From the webpage:
To foster the study of the structure and dynamics of Web traffic networks, we make available a large dataset (‘Click Dataset’) of HTTP requests made by users at Indiana University. Gathering anonymized requests directly from the network rather than relying on server logs and browser instrumentation allows one to examine large volumes of traffic data while minimizing biases associated with other data sources. It also provides one with valuable referrer information to reconstruct the subset of the Web graph actually traversed by users. The goal is to develop a better understanding of user behavior online and create more realistic models of Web traffic. The potential applications of this data include improved designs for networks, sites, and server software; more accurate forecasting of traffic trends; classification of sites based on the patterns of activity they inspire; and improved ranking algorithms for search results.

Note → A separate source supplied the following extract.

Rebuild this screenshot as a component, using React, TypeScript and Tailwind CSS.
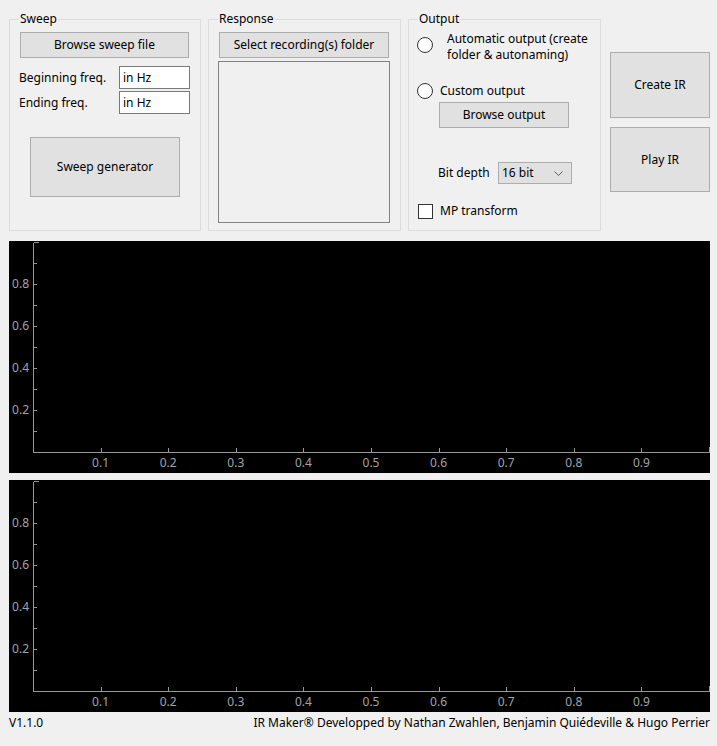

The data was generated by applying a Berkeley Packet Filter to a mirror of the traffic passing through the border router of Indiana University. This filter matched all traffic destined for TCP port 80. A long-running collection process used the pcap library to gather these packets, then applied a small set of regular expressions to their payloads to determine whether they contained HTTP GET requests.
Data available under terms and restrictions, including transfer by physical hard drive (~ 2.5 TB of data).
Intrigued by the notion of a “subset of the Web graph actually traversed by users.”
Does that mean that semantic annotation should occur on the portion of the “…Web graph actually traversed by users” before reaching other parts?
If the language of 4,148,237 English Wikipedia pages is never in doubt for any user, do we really need triples to record that for every page?